Residence of. 29 Crown Road, Great Yarmouth. Historian and archaeologist.
George Rye, of Crown Road, was a retired tobacconist, who ran a seafront shop at 39 Marine Parade, and was a true old Yarmouthian. He enriched others with his knowledge of the area’s history, through talks and writings.
After retirement from his business, George Rye took a keen interest in archaeology, gaining his experience by working at sites throughout the country with well-known names in the profession, such as Mortimer Wheeler. Although an amateur, he became known and respected by professionals countrywide.
Rye put his knowledge to good use in Great Yarmouth by excavating many sites, throughout the 1960s and 1970s, often single-handed. His work included discovering the exact location of the Blackfriars’ Church, during work on the Friars’ Lane Fire Station. He also excavated the site of the Barge Inn on Hall Quay, the site of the Midsands Cross, the sites of Rows 11 and 13 and many other places.
His interest in local history included active membership of many societies. He served on the Council of the Norfolk and Norwich Archaeological Society. As a member of the Historical Buildings Company, he played a prominent role during the unsuccessful battle to save Drury House on South Quay in the late 1950’s.
George Rye was a man of enormous energy and enthusiasm and he involved himself with many aspects of Great Yarmouth life. He was largely responsible with his friends, Ted Goate and Percy Trett, and for the revival of Great Yarmouth and District Archaeological Society in the 1950s and 1960s.

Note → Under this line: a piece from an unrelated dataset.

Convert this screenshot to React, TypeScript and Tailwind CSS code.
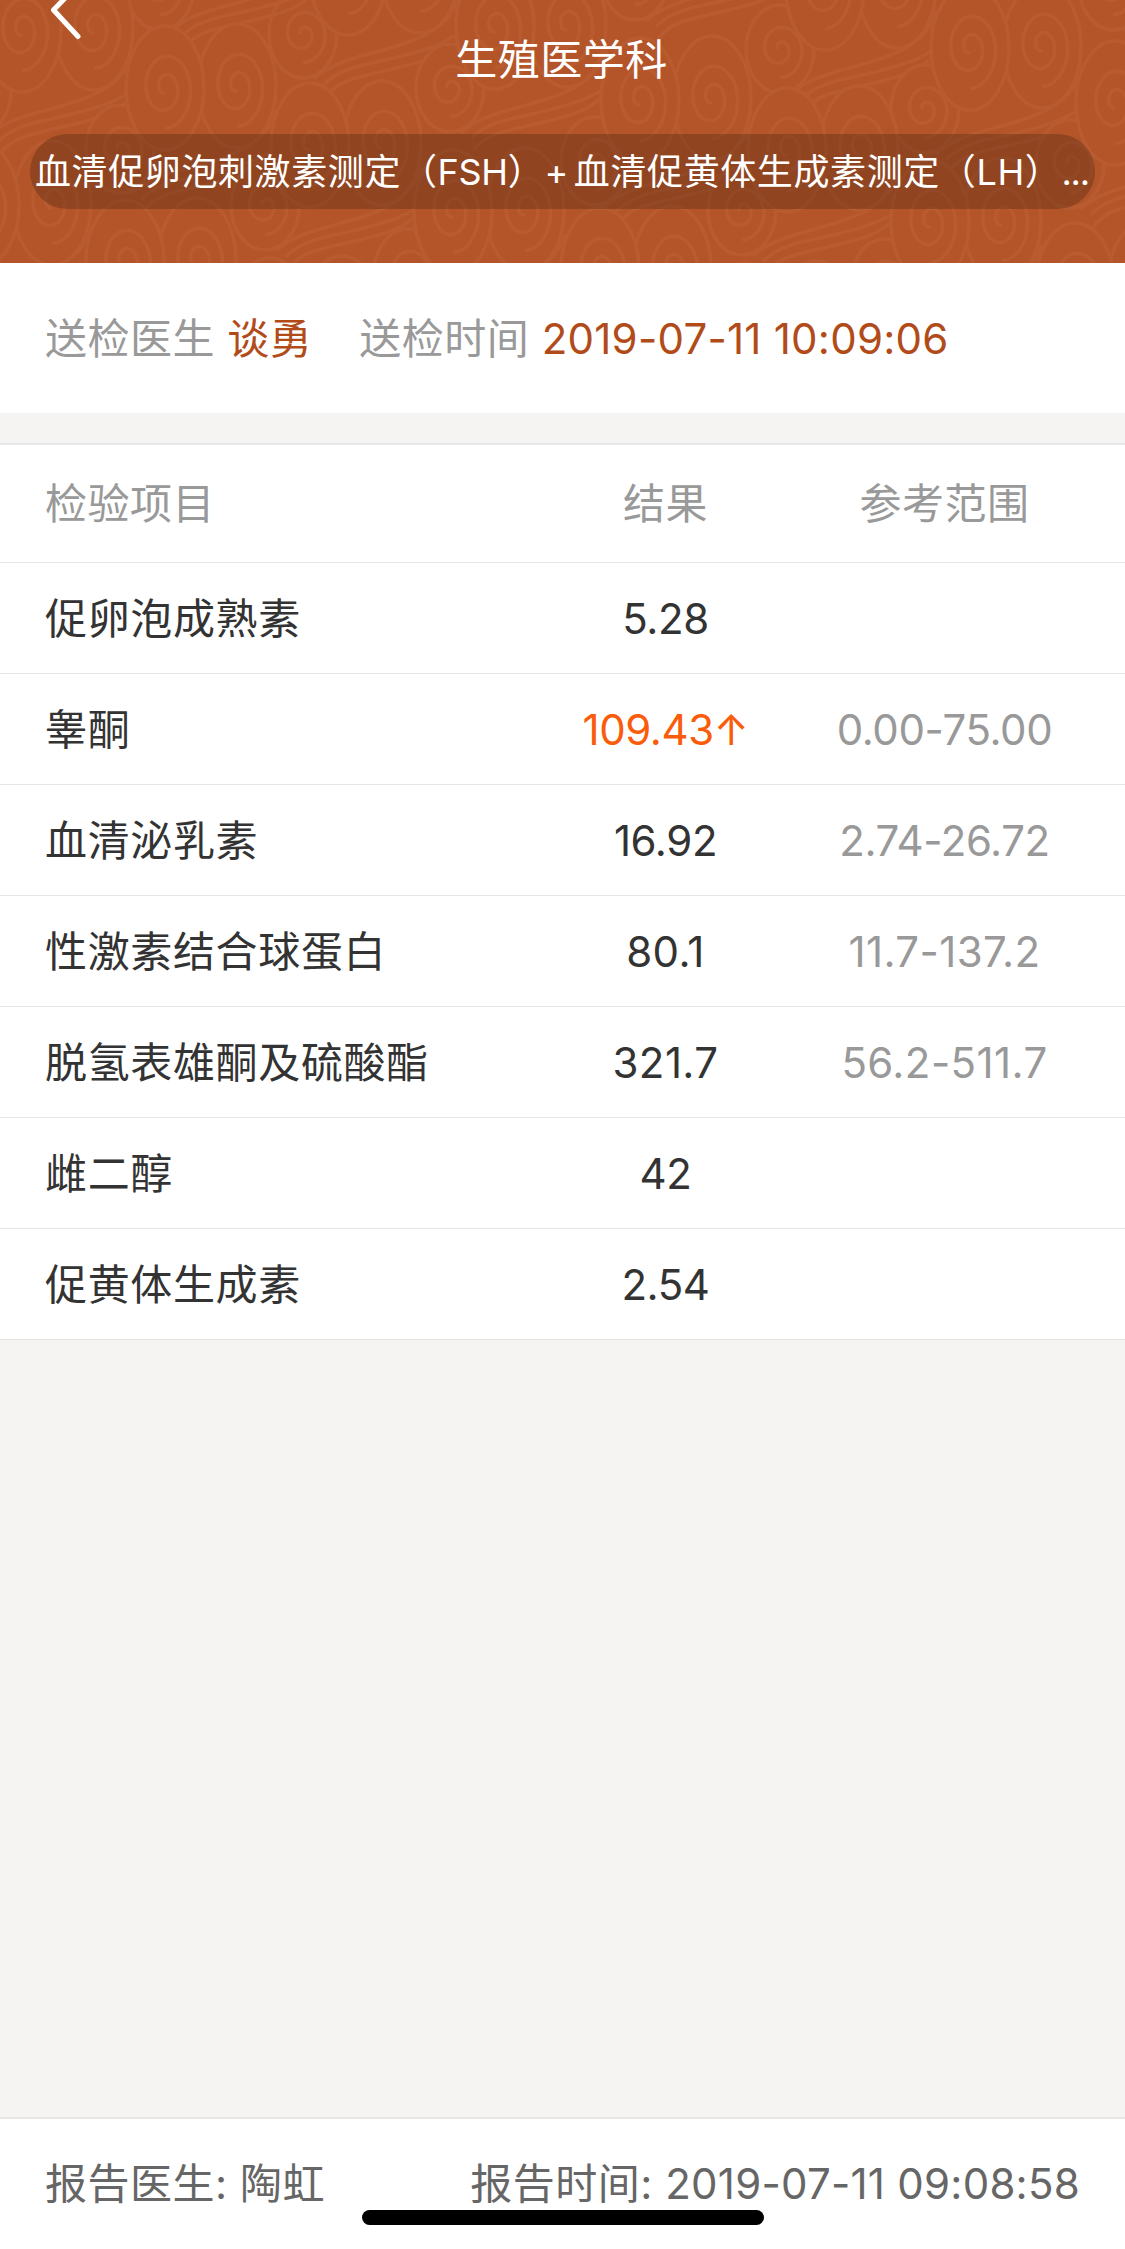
const REPORT = {
  department: '生殖医学科',
  doctor: '谈勇',
  sentAt: '2019-07-11 10:09:06',
  reporter: '陶虹',
  reportedAt: '2019-07-11 09:08:58',
}

const ITEMS = [
  { name: '促卵泡成熟素', value: '5.28', range: '' },
  { name: '睾酮', value: '109.43↑', range: '0.00-75.00', high: true },
  { name: '血清泌乳素', value: '16.92', range: '2.74-26.72' },
  { name: '性激素结合球蛋白', value: '80.1', range: '11.7-137.2' },
  { name: '脱氢表雄酮及硫酸酯', value: '321.7', range: '56.2-511.7' },
  { name: '雌二醇', value: '42', range: '' },
  { name: '促黄体生成素', value: '2.54', range: '' },
]

// Origin of each cloud, back to front
const CLOUDS = [
  [348, -27], [825, -12], [205, -75], [680, -85], [1158, -75],
  [22, 30], [495, 27], [970, 48],
  [165, 88], [640, 100], [1115, 103],
  [310, 145], [787, 150], [-20, 205],
  [453, 212], [930, 222], [125, 262], [600, 270], [1075, 285], [270, 320], [745, 325],
]

function spiral(cx: number, cy: number, rx: number, ry: number, turns: number) {
  const steps = turns * 28
  let d = ''
  for (let i = 0; i <= steps; i++) {
    const k = 1 - (i / steps) * 0.9
    const a = Math.PI / 2 - (i / 28) * Math.PI * 2
    const x = cx + Math.cos(a) * rx * k
    const y = cy + Math.sin(a) * ry * k
    d += `${i === 0 ? 'M' : 'L'}${x.toFixed(1)} ${y.toFixed(1)}`
  }
  return d
}

function Curl({ cx, cy, small }: { cx: number; cy: number; small?: boolean }) {
  const rx = small ? 34 : 39
  const ry = small ? 44 : 62
  return (
    <g>
      <ellipse cx={cx} cy={cy} rx={rx} ry={ry} fill="#b45529" />
      <path d={spiral(cx, cy, rx * 0.74, ry * 0.66, small ? 1.75 : 2)} />
    </g>
  )
}

function CloudPattern() {
  return (
    <svg className="absolute inset-0 h-full w-full" viewBox="0 0 1125 263" fill="none" stroke="#b85b30" strokeWidth="3.5" aria-hidden="true">
      {CLOUDS.map(([x, y]) => (
        <g key={`${x},${y}`} transform={`translate(${x} ${y})`}>
          <path d="M112 22C100 62 60 70 10 84C-10 90 -24 96 -34 106" />
          <path d="M132 36C112 72 70 80 24 90C4 94 -14 100 -24 112" />
          <path d="M104 72C84 92 44 94 4 106C-8 110 -16 116 -22 124" />
          <Curl cx={-45} cy={61} small />
          <Curl cx={72} cy={-2} />
          <Curl cx={0} cy={0} />
        </g>
      ))}
    </svg>
  )
}

function BackIcon() {
  return (
    <svg className="absolute left-[49px] top-0" width="34" height="42" viewBox="0 0 34 42" fill="none" aria-hidden="true">
      <path d="M28 -14L4.5 10L29 36.5" stroke="white" strokeWidth="5" strokeLinecap="round" strokeLinejoin="round" />
    </svg>
  )
}

function Figure({ text }: { text: string }) {
  const oneDecimal = /\.\d(?!\d)/.test(text)
  return <span className={oneDecimal ? 'tracking-[0.4px]' : 'tracking-[-0.4px]'}>{text}</span>
}

export default function App() {
  return (
    <div className="flex h-[2249px] w-[1125px] flex-col overflow-hidden bg-[#f5f4f3] font-['Inter','Noto_Sans_CJK_SC',sans-serif] text-[42px] leading-[60px] tracking-[0.5px] text-[#333]">
      <header className="relative h-[263px] shrink-0 overflow-hidden bg-[#b45529] text-white">
        <CloudPattern />
        <BackIcon />
        <div className="relative flex flex-col items-center px-[30px] pt-[30px]">
          <h1 className="-ml-[2px]">{REPORT.department}</h1>
          <div className="mt-[44px] flex h-[75px] w-full items-center justify-between whitespace-nowrap rounded-full bg-black/20 pl-[5px] pr-[7px] text-[36px] tracking-[0.6px]">
            <span>
              血清促卵泡刺激素测定（<span className="tracking-[-0.3px]">FSH</span>）<span className="mr-[5px]">+</span>
              血清促黄体生成素测定（<span>LH</span>）
            </span>
            <span className="tracking-[-1.2px]">...</span>
          </div>
        </div>
      </header>

      <section className="flex h-[150px] shrink-0 items-center whitespace-nowrap bg-white px-[45px] pt-px text-[#999]">
        <p>
          送检医生 <span className="text-[#b14c1a]">谈勇</span>
        </p>
        <p className="ml-[47px]">
          送检时间 <span className="tracking-[0.25px] text-[#b14c1a]">{REPORT.sentAt}</span>
        </p>
      </section>

      <section className="mt-[30px] border-t-2 border-[#e6e6e6] bg-white">
        <div className="grid h-[118px] grid-cols-[481px_279px_279px] items-center border-b border-[#e6e6e6] pl-[45px] text-[#999]">
          <span>检验项目</span>
          <span className="text-center">结果</span>
          <span className="text-center">参考范围</span>
        </div>
        {ITEMS.map((item) => (
          <div key={item.name} className="grid h-[111px] grid-cols-[481px_279px_279px] items-center border-b border-[#e6e6e6] pl-[45px] pt-px">
            <span className="tracking-[0.65px]">{item.name}</span>
            <span className={item.high ? 'text-center text-[#f95d0c]' : 'text-center'}>
              <Figure text={item.value} />
            </span>
            <span className="text-center text-[#999]">
              <Figure text={item.range} />
            </span>
          </div>
        ))}
      </section>

      <footer className="relative mt-auto flex h-[132px] shrink-0 items-center justify-between border-t-2 border-[#e6e6e6] bg-white px-[45px] text-[#666]">
        <span>报告医生: {REPORT.reporter}</span>
        <span>
          报告时间: <span className="tracking-[0.25px]">{REPORT.reportedAt}</span>
        </span>
        <div className="absolute bottom-[24px] left-[362px] h-[15px] w-[402px] rounded-full bg-black" />
      </footer>
    </div>
  )
}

For ten years, between 1962-1972, Rye was the Secretary of the Great Yarmouth Archaeological Society and helped and encouraged many people to appreciate their local heritage. He also served as the President of the Society from 1978 to 1980. In 1968 he introduced the Society’s Bulletin, which was replaced, after 56 issues, by the Newsletter in 1974.
The latest of many articles he wrote for journals was an in-depth study of Great Yarmouth’s military history.
Rye became ill while playing snooker at the Great Yarmouth Conservative Club and died at the age of 83 years.